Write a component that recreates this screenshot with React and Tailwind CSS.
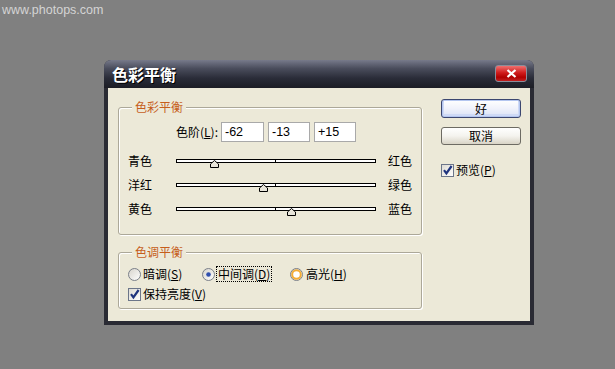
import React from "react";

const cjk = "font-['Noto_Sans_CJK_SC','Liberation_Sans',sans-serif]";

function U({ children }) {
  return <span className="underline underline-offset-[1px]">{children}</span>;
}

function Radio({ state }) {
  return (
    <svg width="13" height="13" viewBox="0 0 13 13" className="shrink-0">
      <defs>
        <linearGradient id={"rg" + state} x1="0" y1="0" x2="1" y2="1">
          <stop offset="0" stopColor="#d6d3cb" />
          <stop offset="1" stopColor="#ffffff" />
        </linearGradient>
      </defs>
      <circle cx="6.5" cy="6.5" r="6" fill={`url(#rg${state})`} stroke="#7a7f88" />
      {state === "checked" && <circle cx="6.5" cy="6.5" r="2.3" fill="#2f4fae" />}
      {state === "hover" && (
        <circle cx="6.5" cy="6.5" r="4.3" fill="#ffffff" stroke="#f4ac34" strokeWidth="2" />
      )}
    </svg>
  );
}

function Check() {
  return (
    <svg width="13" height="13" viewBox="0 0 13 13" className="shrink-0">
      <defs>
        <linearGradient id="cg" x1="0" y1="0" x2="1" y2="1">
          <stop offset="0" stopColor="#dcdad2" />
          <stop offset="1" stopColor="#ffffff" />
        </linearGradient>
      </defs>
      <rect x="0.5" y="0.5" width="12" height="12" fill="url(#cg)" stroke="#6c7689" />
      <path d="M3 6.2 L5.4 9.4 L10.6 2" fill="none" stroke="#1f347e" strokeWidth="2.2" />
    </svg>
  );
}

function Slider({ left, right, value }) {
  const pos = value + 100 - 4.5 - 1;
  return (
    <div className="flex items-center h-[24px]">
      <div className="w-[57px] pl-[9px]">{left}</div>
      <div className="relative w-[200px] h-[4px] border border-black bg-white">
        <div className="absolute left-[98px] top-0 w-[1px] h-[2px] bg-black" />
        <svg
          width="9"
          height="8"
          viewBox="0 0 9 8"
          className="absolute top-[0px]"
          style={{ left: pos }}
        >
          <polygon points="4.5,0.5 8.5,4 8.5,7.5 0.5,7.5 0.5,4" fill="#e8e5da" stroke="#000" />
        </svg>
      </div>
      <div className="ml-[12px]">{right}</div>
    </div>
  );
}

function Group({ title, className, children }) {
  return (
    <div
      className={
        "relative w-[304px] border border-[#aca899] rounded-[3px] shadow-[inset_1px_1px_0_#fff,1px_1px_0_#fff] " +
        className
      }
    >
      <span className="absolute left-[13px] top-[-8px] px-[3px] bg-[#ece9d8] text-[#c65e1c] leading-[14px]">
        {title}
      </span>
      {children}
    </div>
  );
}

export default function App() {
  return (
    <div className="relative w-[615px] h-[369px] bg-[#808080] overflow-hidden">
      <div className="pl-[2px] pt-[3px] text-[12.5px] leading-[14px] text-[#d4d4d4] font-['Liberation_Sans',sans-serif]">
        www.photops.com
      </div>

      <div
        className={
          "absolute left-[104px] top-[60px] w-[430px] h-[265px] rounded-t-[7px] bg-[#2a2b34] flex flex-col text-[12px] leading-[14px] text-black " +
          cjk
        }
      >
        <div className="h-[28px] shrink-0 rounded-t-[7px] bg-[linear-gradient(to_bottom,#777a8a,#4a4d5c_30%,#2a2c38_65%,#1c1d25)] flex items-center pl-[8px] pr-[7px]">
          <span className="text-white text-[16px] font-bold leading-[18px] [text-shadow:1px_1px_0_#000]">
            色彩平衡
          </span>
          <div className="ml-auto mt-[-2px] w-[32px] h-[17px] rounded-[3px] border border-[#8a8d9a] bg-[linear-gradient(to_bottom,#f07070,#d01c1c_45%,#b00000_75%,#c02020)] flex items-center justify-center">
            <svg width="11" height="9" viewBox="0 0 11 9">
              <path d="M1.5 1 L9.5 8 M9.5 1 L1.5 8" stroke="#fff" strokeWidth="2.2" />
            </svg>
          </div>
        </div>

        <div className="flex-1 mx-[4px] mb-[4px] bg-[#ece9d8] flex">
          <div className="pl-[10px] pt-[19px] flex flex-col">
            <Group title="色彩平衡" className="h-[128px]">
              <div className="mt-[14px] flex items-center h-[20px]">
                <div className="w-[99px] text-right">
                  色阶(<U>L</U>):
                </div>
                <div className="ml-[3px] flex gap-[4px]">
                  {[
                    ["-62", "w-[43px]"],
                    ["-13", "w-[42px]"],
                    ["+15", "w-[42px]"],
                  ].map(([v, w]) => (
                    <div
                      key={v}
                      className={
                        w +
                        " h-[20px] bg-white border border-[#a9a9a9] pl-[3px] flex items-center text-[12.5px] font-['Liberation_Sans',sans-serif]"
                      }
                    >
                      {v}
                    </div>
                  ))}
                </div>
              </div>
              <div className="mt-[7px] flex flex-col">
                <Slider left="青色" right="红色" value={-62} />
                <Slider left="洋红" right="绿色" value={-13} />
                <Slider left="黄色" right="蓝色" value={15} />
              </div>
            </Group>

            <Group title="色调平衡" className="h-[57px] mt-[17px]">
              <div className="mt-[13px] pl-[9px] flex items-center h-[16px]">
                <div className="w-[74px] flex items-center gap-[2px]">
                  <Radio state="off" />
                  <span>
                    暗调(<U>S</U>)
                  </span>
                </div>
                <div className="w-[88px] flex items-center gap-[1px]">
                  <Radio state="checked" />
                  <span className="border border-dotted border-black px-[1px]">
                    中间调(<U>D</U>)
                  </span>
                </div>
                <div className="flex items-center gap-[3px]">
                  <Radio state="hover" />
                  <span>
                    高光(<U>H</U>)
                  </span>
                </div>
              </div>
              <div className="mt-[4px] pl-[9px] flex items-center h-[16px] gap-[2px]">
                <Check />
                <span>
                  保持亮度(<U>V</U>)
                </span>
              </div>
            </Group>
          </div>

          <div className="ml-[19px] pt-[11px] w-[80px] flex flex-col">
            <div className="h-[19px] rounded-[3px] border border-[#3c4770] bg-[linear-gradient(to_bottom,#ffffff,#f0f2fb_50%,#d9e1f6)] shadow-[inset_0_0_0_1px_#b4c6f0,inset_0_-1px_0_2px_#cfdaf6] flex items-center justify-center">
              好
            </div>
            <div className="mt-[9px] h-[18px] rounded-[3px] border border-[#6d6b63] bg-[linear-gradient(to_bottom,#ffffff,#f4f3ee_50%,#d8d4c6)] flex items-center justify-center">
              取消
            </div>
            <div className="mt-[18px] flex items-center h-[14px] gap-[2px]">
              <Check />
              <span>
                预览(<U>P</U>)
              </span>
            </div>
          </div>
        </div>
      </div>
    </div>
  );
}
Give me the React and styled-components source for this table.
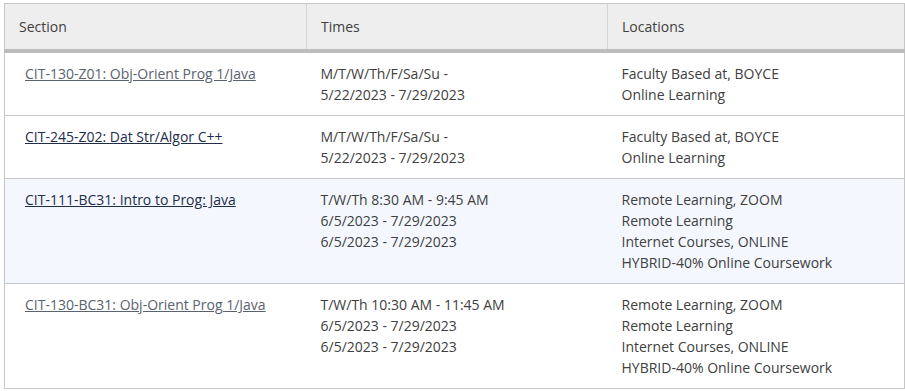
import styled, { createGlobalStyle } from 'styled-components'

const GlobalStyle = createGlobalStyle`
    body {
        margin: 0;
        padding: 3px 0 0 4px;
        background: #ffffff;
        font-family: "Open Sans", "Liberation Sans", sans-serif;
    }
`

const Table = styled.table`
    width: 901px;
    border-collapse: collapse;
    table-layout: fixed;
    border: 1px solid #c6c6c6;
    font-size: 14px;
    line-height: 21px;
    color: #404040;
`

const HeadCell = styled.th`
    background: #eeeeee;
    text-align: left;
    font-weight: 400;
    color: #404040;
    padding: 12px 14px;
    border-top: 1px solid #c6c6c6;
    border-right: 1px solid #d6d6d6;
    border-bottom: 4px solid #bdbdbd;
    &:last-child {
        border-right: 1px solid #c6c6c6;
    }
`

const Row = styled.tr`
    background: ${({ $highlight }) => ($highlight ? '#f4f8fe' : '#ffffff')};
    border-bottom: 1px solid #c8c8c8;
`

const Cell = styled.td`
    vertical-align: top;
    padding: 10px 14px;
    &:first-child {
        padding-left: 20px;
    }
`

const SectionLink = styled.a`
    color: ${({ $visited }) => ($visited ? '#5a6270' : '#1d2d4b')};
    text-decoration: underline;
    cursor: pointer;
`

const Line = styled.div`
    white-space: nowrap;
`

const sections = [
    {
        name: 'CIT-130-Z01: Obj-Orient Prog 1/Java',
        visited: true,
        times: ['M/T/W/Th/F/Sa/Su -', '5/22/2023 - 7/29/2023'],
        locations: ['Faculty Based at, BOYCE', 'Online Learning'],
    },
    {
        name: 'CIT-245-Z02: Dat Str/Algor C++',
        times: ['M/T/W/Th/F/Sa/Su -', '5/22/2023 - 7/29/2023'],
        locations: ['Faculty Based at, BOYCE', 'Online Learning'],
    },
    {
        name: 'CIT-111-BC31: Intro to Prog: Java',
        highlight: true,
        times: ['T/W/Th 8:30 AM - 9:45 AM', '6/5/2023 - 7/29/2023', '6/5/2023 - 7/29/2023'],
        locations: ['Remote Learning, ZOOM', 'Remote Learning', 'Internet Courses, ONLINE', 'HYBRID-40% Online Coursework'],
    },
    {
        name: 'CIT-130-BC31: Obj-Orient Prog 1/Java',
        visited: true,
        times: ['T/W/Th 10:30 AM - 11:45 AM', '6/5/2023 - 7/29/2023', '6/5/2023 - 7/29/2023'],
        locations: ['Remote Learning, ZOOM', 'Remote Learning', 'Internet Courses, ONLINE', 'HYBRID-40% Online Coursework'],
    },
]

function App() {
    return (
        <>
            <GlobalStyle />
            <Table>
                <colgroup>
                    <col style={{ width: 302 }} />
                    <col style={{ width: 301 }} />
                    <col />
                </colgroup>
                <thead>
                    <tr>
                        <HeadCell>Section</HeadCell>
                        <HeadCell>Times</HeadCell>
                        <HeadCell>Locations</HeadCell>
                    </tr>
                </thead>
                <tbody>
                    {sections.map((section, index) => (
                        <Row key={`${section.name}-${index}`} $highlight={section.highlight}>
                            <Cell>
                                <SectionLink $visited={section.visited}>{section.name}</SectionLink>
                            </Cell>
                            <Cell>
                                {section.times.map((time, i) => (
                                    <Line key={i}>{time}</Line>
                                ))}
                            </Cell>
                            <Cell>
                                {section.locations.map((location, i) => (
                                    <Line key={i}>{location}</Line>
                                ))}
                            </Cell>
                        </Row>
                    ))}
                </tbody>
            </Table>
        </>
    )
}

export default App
┄┄┄┄┄┄┄┄┄┄┄┄┄┄┄┄┄┄┄┄
Look through the data above. Find each line with the string "this" and copy it.

Write a component that recreates this screenshot with React and Tailwind CSS.
Give me the React and styled-components source for this table.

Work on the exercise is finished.